Die Zurruhesetzungsverfügung ist nicht deshalb rechtswidrig, weil die Beklagte im Zeitpunkt ihrer Entscheidung eine anderweitige Verwendung des Klägers nach § 26 Abs. 1 Satz 3 BeamtStG nicht geprüft hat. Eine anderweitige Verwendung ist möglich, wenn der Beamtin oder dem Beamten ein anderes Amt derselben oder einer anderen Laufbahn übertragen werden kann (§ 26 Abs. 2 Satz 1 BeamtStG). Die Weiterverwendung des in seinem bisherigen Amt dienstunfähigen Beamten setzt voraus, dass ihm ein anderes Amt übertragen werden kann. Dabei kommt grundsätzlich jedes andere dem Amt des Beamten im abstrakt-funktionellen Sinne entsprechende Amt in Betracht, für das der Beamte noch dienstfähig ist und die Befähigung im Sinne des Laufbahnrechts besitzt oder jedenfalls erwerben kann (Schütz/Maiwald, Beamtenrecht des Bundes und der Länder, § 26 BeamtStG Rn. 87). Da der Kläger das abstrakt-funktionelle Amt eines Koordinators an der T. V. inne hat, kam als anderes Amt im Sinne des § 26 Abs. 2 Satz 1 BeamtStG nur eine andere Koordinatorenstelle an der T. V. in Betracht. Ungeachtet der Frage, ob es an der T. V. überhaupt eine freie Koordinatorenstelle gab, wäre der Kläger für eine solche Koordinatorenstelle ebenfalls dienstunfähig gewesen. Denn auch in diesem Fall hätte die psychosoziale Belastungssituation fortbestanden, die seine Dienstunfähigkeit ausgelöst hat.
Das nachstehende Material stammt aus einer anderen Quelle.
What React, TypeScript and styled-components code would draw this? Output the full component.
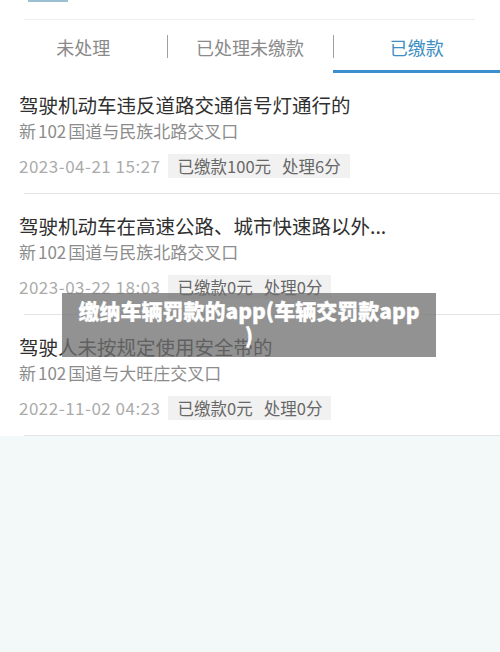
import React from "react";
import styled, { createGlobalStyle } from "styled-components";

const Global = createGlobalStyle`
  html, body { margin: 0; padding: 0; }
  body {
    background: #f3f8f8;
    font-family: "Noto Sans CJK SC", "Noto Sans", sans-serif;
    width: 500px;
    height: 652px;
    overflow: hidden;
  }
`;

const Page = styled.div`
  position: relative;
  width: 500px;
  height: 652px;
  background: #f3f8f8;
`;

const Panel = styled.div`
  background: #fff;
  display: flex;
  flex-direction: column;
`;

const TopStrip = styled.div`
  height: 19px;
  display: flex;
  align-items: flex-start;
  padding-left: 28px;
`;

const StripMark = styled.div`
  width: 40px;
  height: 2px;
  background: #9dbfd4;
`;

const Rule = styled.div<{ $left: number; $right: number; $color: string }>`
  height: 1px;
  margin-left: ${(p) => p.$left}px;
  margin-right: ${(p) => p.$right}px;
  background: ${(p) => p.$color};
`;

const Tabs = styled.div`
  display: grid;
  grid-template-columns: 1fr 1fr 1fr;
  height: 53px;
`;

const Tab = styled.div<{ $active?: boolean; $sep?: boolean }>`
  position: relative;
  display: flex;
  align-items: center;
  justify-content: center;
  font-size: 18px;
  color: ${(p) => (p.$active ? "#3d8ec2" : "#8a8a8a")};
  border-bottom: 3px solid ${(p) => (p.$active ? "#3b8fcf" : "transparent")};
  padding-top: 3px;
  &::before {
    content: "";
    display: ${(p) => (p.$sep ? "block" : "none")};
    position: absolute;
    left: 0;
    top: 15px;
    width: 1px;
    height: 23px;
    background: #a0a0a0;
  }
`;

const Item = styled.div`
  display: flex;
  flex-direction: column;
  padding: 19px 0 15px 19px;
`;

const Title = styled.div`
  font-size: 19.5px;
  line-height: 26px;
  color: #2f2f2f;
  white-space: nowrap;
`;

const Address = styled.div`
  font-size: 17px;
  line-height: 26px;
  color: #8c8c8c;
`;

const Num = styled.span`
  margin: 0 2px;
`;

const MetaRow = styled.div`
  display: flex;
  align-items: center;
  margin-top: 10px;
  gap: 7px;
`;

const DateText = styled.span`
  font-size: 17px;
  letter-spacing: 0.5px;
  color: #ababab;
  line-height: 24px;
`;

const Tag = styled.span`
  display: inline-flex;
  align-items: center;
  gap: 11px;
  height: 24px;
  padding: 0 9px 0 10px;
  background: #f1f1f1;
  color: #676767;
  font-size: 16.5px;
`;

const Overlay = styled.div`
  position: absolute;
  left: 62px;
  top: 293px;
  width: 374px;
  height: 64px;
  box-sizing: border-box;
  padding-top: 5px;
  background: rgba(112, 112, 112, 0.76);
  color: #fff;
  font-weight: 900;
  font-size: 21px;
  line-height: 25px;
  text-align: center;
  -webkit-text-stroke: 0.3px #fff;
`;

const records = [
  {
    title: "驾驶机动车违反道路交通信号灯通行的",
    place: ["新", "102", "国道与民族北路交叉口"],
    date: "2023-04-21 15:27",
    paid: "已缴款100元",
    points: "处理6分",
  },
  {
    title: "驾驶机动车在高速公路、城市快速路以外...",
    place: ["新", "102", "国道与民族北路交叉口"],
    date: "2023-03-22 18:03",
    paid: "已缴款0元",
    points: "处理0分",
  },
  {
    title: "驾驶人未按规定使用安全带的",
    place: ["新", "102", "国道与大旺庄交叉口"],
    date: "2022-11-02 04:23",
    paid: "已缴款0元",
    points: "处理0分",
  },
];

export default function App() {
  return (
    <Page>
      <Global />
      <Panel>
        <TopStrip>
          <StripMark />
        </TopStrip>
        <Rule $left={24} $right={25} $color="#efefef" />
        <Tabs>
          <Tab>未处理</Tab>
          <Tab $sep>已处理未缴款</Tab>
          <Tab $sep $active>
            已缴款
          </Tab>
        </Tabs>
        {records.map((r, i) => (
          <React.Fragment key={i}>
            <Item>
              <Title>{r.title}</Title>
              <Address>
                {r.place[0]}
                <Num>{r.place[1]}</Num>
                {r.place[2]}
              </Address>
              <MetaRow>
                <DateText>{r.date}</DateText>
                <Tag>
                  <span>{r.paid}</span>
                  <span>{r.points}</span>
                </Tag>
              </MetaRow>
            </Item>
            <Rule $left={24} $right={0} $color="#e4e4e4" />
          </React.Fragment>
        ))}
      </Panel>
      <Overlay>
        缴纳车辆罚款的app(车辆交罚款app
        <br />)
      </Overlay>
    </Page>
  );
}
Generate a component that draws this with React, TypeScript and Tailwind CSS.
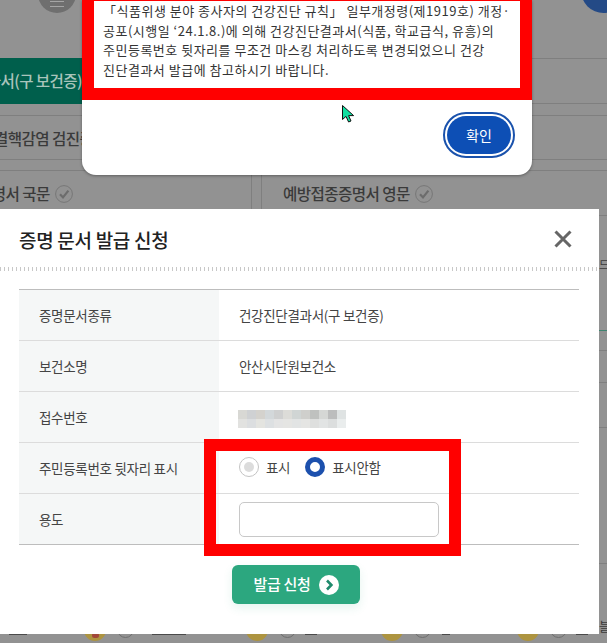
const FONT = "font-['Noto_Sans_CJK_KR','Noto_Sans',sans-serif]";

const rows = [
  { label: "증명문서종류", value: "건강진단결과서(구 보건증)" },
  { label: "보건소명", value: "안산시단원보건소" },
];

// mosaic cells over the blurred receipt number
const mosaicTop = ["#d8d8d4", "#cfd1d3", "#d4d2cd", "#d3d8da", "#cfd0d0", "#dcdcd8", "#d0d5d4", "#cfcfcc", "#bfc1bf", "#d5d7d5", "#bcbdbd", "#dfe3e3"];
const mosaicBottom = ["#e2e2e0", "#dcdee0", "#e4e4e0", "#dde0e2", "#e4e4e4", "#e5e5e3", "#e2e4e4", "#e5e5e3", "#dedfde", "#e2e4e4", "#dcdede", "#eaeded"];

function Check({ className }: { className?: string }) {
  return (
    <svg viewBox="0 0 18 18" className={className}>
      <circle cx="9" cy="9" r="8.4" fill="none" stroke="#777" strokeWidth="1" />
      <path d="M5 9.2 8 12.4 13.4 5.6" fill="none" stroke="#6c6c6c" strokeWidth="2.2" />
    </svg>
  );
}

function Backdrop() {
  return (
    <div className="flex h-[643px] w-[607px] flex-col overflow-hidden bg-[#929292] text-[#3a3a3a]">
      <div className="flex h-[58px] justify-between">
        <div className="ml-[38px] mt-[-25px] flex h-[38px] w-[38px] items-center justify-center rounded-full bg-[#6f6f6f]">
          <div className="mt-[20px] h-[6px] w-[14px] border-y border-[#a5a5a5]" />
        </div>
        <div className="mr-[-19px] mt-[-32px] h-[45px] w-[45px] rounded-full bg-[#244a86]" />
      </div>
      <div className="flex h-[46px]">
        <div className={`flex w-[251px] items-center overflow-hidden bg-[#005f4c] text-[15.6px] font-medium tracking-[-0.6px] text-[#a9c4bb] ${FONT}`}>
          <span className="ml-[-27px] whitespace-nowrap">결과서(구 보건증)</span>
        </div>
        <div className="flex-1 border-y border-[#7f7f7f]" />
      </div>
      <div className="h-[11px]" />
      <div className={`flex h-[44px] items-center overflow-hidden border-t border-[#7f7f7f] pt-[2px] text-[15.6px] font-medium tracking-[-0.6px] ${FONT}`}>
        <span className="ml-[-6px] whitespace-nowrap">결핵감염 검진증명서</span>
      </div>
      <div className="h-[12px] border-y border-[#7f7f7f]" />
      <div className={`flex h-[38px] text-[15.6px] font-medium tracking-[-0.6px] ${FONT}`}>
        <div className="flex w-[252px] items-center gap-[5px] overflow-hidden border-r border-[#7f7f7f] pt-[8px]">
          <span className="ml-[-22px] whitespace-nowrap">증명서 국문</span>
          <Check className="h-[18px] w-[18px]" />
        </div>
        <div className="ml-[9px] flex flex-1 items-center gap-[5px] border-l border-[#7f7f7f] pl-[21px] pt-[8px]">
          <span>예방접종증명서 영문</span>
          <Check className="h-[18px] w-[18px]" />
        </div>
      </div>
      {/* sliver of the page that is still visible right of the sheet */}
      <div className="ml-[599px] flex h-[425px] flex-col">
        <div className="mt-[6px] h-[41px] border-t border-[#7f7f7f]" />
        <div className={`h-[74px] text-[11px] leading-[16px] ${FONT}`}>드</div>
        <div className="h-[20px] border-t border-[#3e8470]" />
        <div className="h-[32px] border-t border-[#7f7f7f]" />
        <div className="h-[46px] border-t border-[#7f7f7f]" />
        <div className="h-[136px] border-t border-[#7f7f7f]" />
        <div className={`border-t border-[#7f7f7f] pt-[54px] text-[13px] leading-[16px] ${FONT}`}>블</div>
      </div>
    </div>
  );
}

function BottomPeek() {
  const items = [
    { ml: "ml-[84px]", dot: true },
    { ml: "ml-[112px]", dot: false },
    { ml: "ml-[85px]", dot: false },
    { ml: "ml-[86px]", dot: false },
  ];
  return (
    <div className="absolute left-0 top-[634px] h-[9px] w-[607px] overflow-hidden">
      <div className="flex h-[9px]">
        {items.map((item, i) => (
          <div key={i} className={`${item.ml} flex items-start gap-[11px]`}>
            <div className="mt-[-15px] flex h-[22px] w-[22px] items-end justify-center rounded-full bg-[#ad9440] pb-[3px]">
              {item.dot && <div className="h-[5px] w-[7px] rounded-full bg-[#a2473a]" />}
            </div>
            <div className="mt-[-13px] h-[17px] w-[17px] rounded-full border border-[#6f6f6f]" />
          </div>
        ))}
      </div>
      {/* feet of the table text that is cut off by the sheet */}
      <div className="mt-[-9px] flex h-[1px]">
        <div className="ml-[9px] w-[18px] bg-[#4a4a4a]" />
        <div className="ml-[125px] w-[34px] bg-[#4a4a4a]" />
        <div className="ml-[119px] w-[12px] bg-[#4a4a4a]" />
        <div className="ml-[125px] w-[8px] bg-[#4a4a4a]" />
        <div className="ml-[126px] w-[12px] bg-[#4a4a4a]" />
      </div>
    </div>
  );
}

function NoticeAlert() {
  return (
    <div className="absolute left-[82px] top-0 flex h-[175px] w-[450px] flex-col rounded-b-[14px] bg-white shadow-[0_1px_3px_rgba(0,0,0,0.35)]">
      <div className="h-[100px] border-x-[12px] border-b-[12px] border-t border-[#ff0000] bg-white pl-[9px]">
        <p className={`whitespace-nowrap text-[13px] leading-[19.7px] tracking-[0.5px] text-[#333] ${FONT}`}>
          <span className="block">「식품위생 분야 종사자의 건강진단 규칙」 일부개정령(제1919호) 개정·</span>
          <span className="block">공포(시행일 ‘24.1.8.)에 의해 건강진단결과서(식품, 학교급식, 유흥)의</span>
          <span className="block">주민등록번호 뒷자리를 무조건 마스킹 처리하도록 변경되었으니 건강</span>
          <span className="block">진단결과서 발급에 참고하시기 바랍니다.</span>
        </p>
      </div>
      <div className="flex justify-end pr-[17px] pt-[12px]">
        <button className="h-[46px] w-[72px] rounded-full border-2 border-[#1a52ac] bg-white p-[2px]">
          <span className={`flex h-full w-full items-center justify-center rounded-full bg-[#0d4fb5] text-[14px] text-white ${FONT}`}>확인</span>
        </button>
      </div>
    </div>
  );
}

function IssueSheet() {
  return (
    <div className={`absolute left-0 top-[209px] h-[425px] w-[599px] bg-white ${FONT}`}>
      <div className="flex h-[58px] items-center justify-between pl-[19px] pr-[27px] pt-[4px]">
        <h2 className="text-[19px] font-medium tracking-[-0.3px] text-[#222]">증명 문서 발급 신청</h2>
        <svg viewBox="0 0 18 18" className="mb-[3px] h-[18px] w-[18px]">
          <path d="M1.5 1.5 16.5 16.5M16.5 1.5 1.5 16.5" fill="none" stroke="#666" strokeWidth="3" />
        </svg>
      </div>
      <div className="h-[4px] bg-[repeating-linear-gradient(90deg,#c8c8c8_0,#c8c8c8_1px,transparent_1px,transparent_4px)]" />
      <div className="ml-[19px] mr-[20px] mt-[18px] border-y border-[#bdbdbd] text-[13.5px] tracking-[-0.3px] text-[#444]">
        {rows.map((r) => (
          <div key={r.label} className="flex h-[51px] border-b border-[#dcdcdc]">
            <div className="flex w-[200px] items-center bg-[#f5f7f7] pl-[20px]">{r.label}</div>
            <div className="flex flex-1 items-center pl-[20px]">{r.value}</div>
          </div>
        ))}
        <div className="flex h-[51px] border-b border-[#dcdcdc]">
          <div className="flex w-[200px] items-center bg-[#f5f7f7] pl-[20px]">접수번호</div>
          <div className="flex flex-1 items-center pl-[19px] pt-[3px]">
            <div className="w-[108px]">
              <div className="flex h-[9px]">
                {mosaicTop.map((c, i) => (
                  <div key={i} className="h-full w-[9px]" style={{ backgroundColor: c }} />
                ))}
              </div>
              <div className="flex h-[9px]">
                {mosaicBottom.map((c, i) => (
                  <div key={i} className="h-full w-[9px]" style={{ backgroundColor: c }} />
                ))}
              </div>
            </div>
          </div>
        </div>
        <div className="flex h-[51px] border-b border-[#dcdcdc]">
          <div className="flex w-[200px] items-center bg-[#f5f7f7] pl-[20px]">주민등록번호 뒷자리 표시</div>
          <div className="flex flex-1 items-start gap-[7px] pl-[20px] pt-[14px]">
            <div className="flex h-[20px] w-[20px] items-center justify-center rounded-full border border-[#c4c4c4]">
              <div className="h-[10px] w-[10px] rounded-full bg-[#dcdcdc]" />
            </div>
            <span className="mr-[8px] leading-[20px]">표시</span>
            <div className="h-[20px] w-[20px] rounded-full border-[5.5px] border-[#1c50ad] bg-white" />
            <span className="leading-[20px]">표시안함</span>
          </div>
        </div>
        <div className="flex h-[50px]">
          <div className="flex w-[200px] items-center bg-[#f5f7f7] pl-[20px]">용도</div>
          <div className="flex flex-1 items-start pl-[20px] pt-[8px]">
            <input className="h-[35px] w-[200px] rounded-[5px] border border-[#c8c8c8] bg-white" />
          </div>
        </div>
      </div>
      <div className="mt-[20px] flex justify-center pr-[7px]">
        <button className="flex h-[39px] w-[128px] items-center justify-center gap-[8px] rounded-[6px] bg-[#2ca77f] text-[15px] font-medium tracking-[-0.3px] text-white shadow-[0_4px_10px_rgba(44,167,127,0.12)]">
          발급 신청
          <svg viewBox="0 0 20 20" className="h-[20px] w-[20px]">
            <circle cx="10" cy="10" r="10" fill="#fff" />
            <path d="M8 5.5 12.4 10 8 14.5" fill="none" stroke="#1f8a6c" strokeWidth="2.6" />
          </svg>
        </button>
      </div>
    </div>
  );
}

export default function App() {
  return (
    <div className="relative h-[643px] w-[607px] overflow-hidden">
      <Backdrop />
      <BottomPeek />
      <NoticeAlert />
      <IssueSheet />
      {/* red marker drawn over the radio and input rows */}
      <div className="absolute left-[204px] top-[439px] h-[117px] w-[257px] border-[12px] border-[#ff0000]" />
      <svg viewBox="0 0 13 18" className="absolute left-[342px] top-[105px] h-[18px] w-[13px]">
        <path d="M.5.5V14.5L4 11.4 6.6 17 9 16 6.6 10.6H11.6Z" fill="#0fe0a0" stroke="#111" strokeWidth="1" />
      </svg>
    </div>
  );
}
Er hätte unverändert eine längere Anfahrtszeit zu einem neuen Dienstort gehabt und er hätte sich zudem in einem weitaus größeren Maße in ein neues Tätigkeitsfeld einarbeiten müssen, als dies bei einer Tätigkeit als Koordinator des Bereichs Agrarwirtschaft der Fall gewesen wäre. So hat der Kläger gegenüber Frau Dr. Y. selbst angegeben, er sehe sich nicht in der Lage, sich innerhalb des ihm verbleibenden Jahres bis zum regulären Ruhestand in komplexe neue Aufgabenbereiche einzuarbeiten. Ferner traue er sich auch die erheblich weitere Fahrt nach V., z.B. im Winter mit öffentlichen Verkehrsmitteln, nicht zu. Sollte er nach V. versetzt werden, werde er sich weiterhin von seinem Hausarzt krankschreiben lassen.

Die Zurruhesetzungsverfügung ist jedoch deshalb rechtswidrig, weil die Beklagte es versäumt hat, eine Ermessensentscheidung nach § 26 Abs. 3 BeamtStG zu treffen. Danach kann zur Vermeidung der Versetzung in den Ruhestand der Beamtin oder dem Beamten unter Beibehaltung des übertragenen Amtes ohne Zustimmung auch eine geringerwertige Tätigkeit im Bereich desselben Dienstherrn übertragen werden, wenn eine anderweitige Verwendung nicht möglich ist und die Wahrnehmung der neuen Aufgabe unter Berücksichtigung der bisherigen Tätigkeit zumutbar ist. Nach dieser Vorschrift kann dem Beamten folglich eine Tätigkeit übertragen werden, die in ihrer Wertigkeit nicht seinem abstrakt-funktionellen Amt entspricht; wobei er sein abstrakt-funktionelles Amt trotzdem behält. Bei der Ermessensausübung ist einerseits das öffentliche Interesse daran, den Beamten nicht vorzeitig in den Ruhestand versetzen zu müssen und dadurch Versorgungsmittel einzusparen, zu berücksichtigen. Andererseits sind aus Gründen der Fürsorgepflicht des Dienstherrn und im Hinblick darauf, dass dem Beamten die geringerwertige Tätigkeit ohne seine Zustimmung übertragen werden kann, die schutzwürdigen Belange des Beamten, z.B. in gesundheitlicher Hinsicht, zu beachten (Schütz/Maiwald a.a.O., § 26 Rn.110). Demnach hätte die Beklagte z.B. prüfen können, ob der Kläger weiterhin als Lehrer an der T. S., jedoch ohne Koordinatorenfunktion, hätte beschäftigt werden können.